Nie wiem jak dużo fundacji działa tak jak Wasza.
Ale:

Dziękuję!!!!!!! Wam bardzo za tak wspaniałą pracę jaką wkładacie w pomoc -PRAWDZIWĄ POMOC!!!!!!- dla wszystkich psiaków które do Was trafiły.

Po tym co zobaczyłam jesteście przykładem dla każdej innej fundacji o podobnej działalności. Myślicie o wszystkim nawet o tym aby psiak trafił do odpowiedniej rodziny.

Kiedy mama zdecydowała się na adopcję, nawet nikt nie przyjechał aby zobaczyć co to za dom, chociaż zapraszałam. Oddali psa aby zwolnić miejsce..... Trochę mnie to przeraziło...I chociaż dostałam od nich maila jak czuje się Jasmina to wcale nie poczułam się lepiej. Pani chyba była zdziwiona, że tak obszernie opisałam jak jest jej w nowym domku (nie omieszkałam opisać w jakim stanie ją zabrałam od wolontariuszki). I dalej nie zrobiło mi się lepiej na sercu....
 
Musiałam to napisać,  ponieważ cały czas mam ból w sercu kiedy czuję zapach Jasminy jak podchodzi do mnie aby ją głaskać. Rozumiem, że ludzie działający w fundacji z której zabrałyśmy Jasminę niosą pomoc zwierzakom ale nie rozumiem dlaczego swoją pomoc niosą w tak niedbały sposób...
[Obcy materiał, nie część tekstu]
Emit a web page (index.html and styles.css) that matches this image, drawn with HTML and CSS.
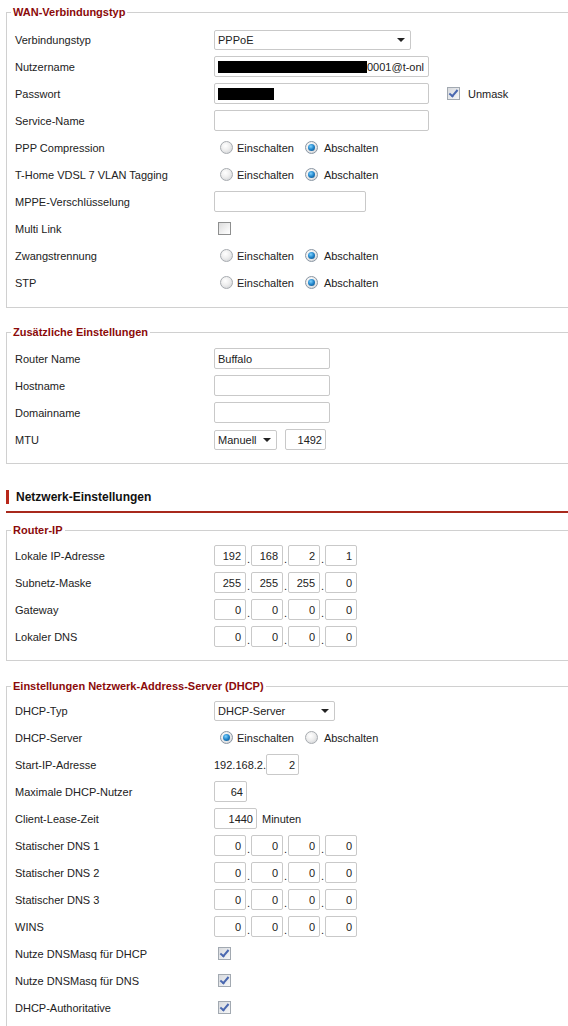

a poniżej inne zdjęcia naszych psiaków. 


Kiedy Molcia jest na spacerku Jasminka czeka na nią na jej posłanku.


A kiedy obydwie idą na spacerek posłanie zajmuje .... kicia!


Odp: Moli

Offline Magda

  • Nowy Użytkownik
  • *
  • Wiadomości: 95
  • Moli :)
Odp: Moli
« Odpowiedź #252 dnia: Grudzień 02, 2013, 23:09:41 pm »
A tak przygotowałyśmy Molcię do zimy... :giggle:


Odp: Moli

Offline stepi

  • Przyjaciel Fundacji
  • ***
  • Wiadomości: 1587
Odp: Moli
« Odpowiedź #253 dnia: Grudzień 02, 2013, 23:13:57 pm »
Magda napisałaś to co wszyscy, którzy mamy nasze psiaki od pasterzy, myślimy o pracy wolontariuszy. :heartbeat: :heartbeat: A mała pasuje z Molcią , fajne koleżanki  :friends:

Odp: Moli

Offline Magda

  • Nowy Użytkownik
  • *
  • Wiadomości: 95
  • Moli :)
Odp: Moli
« Odpowiedź #254 dnia: Grudzień 02, 2013, 23:19:53 pm »
Może i tak, ale o takich ludziach trzeba mówić GŁOŚNO!!!!!!!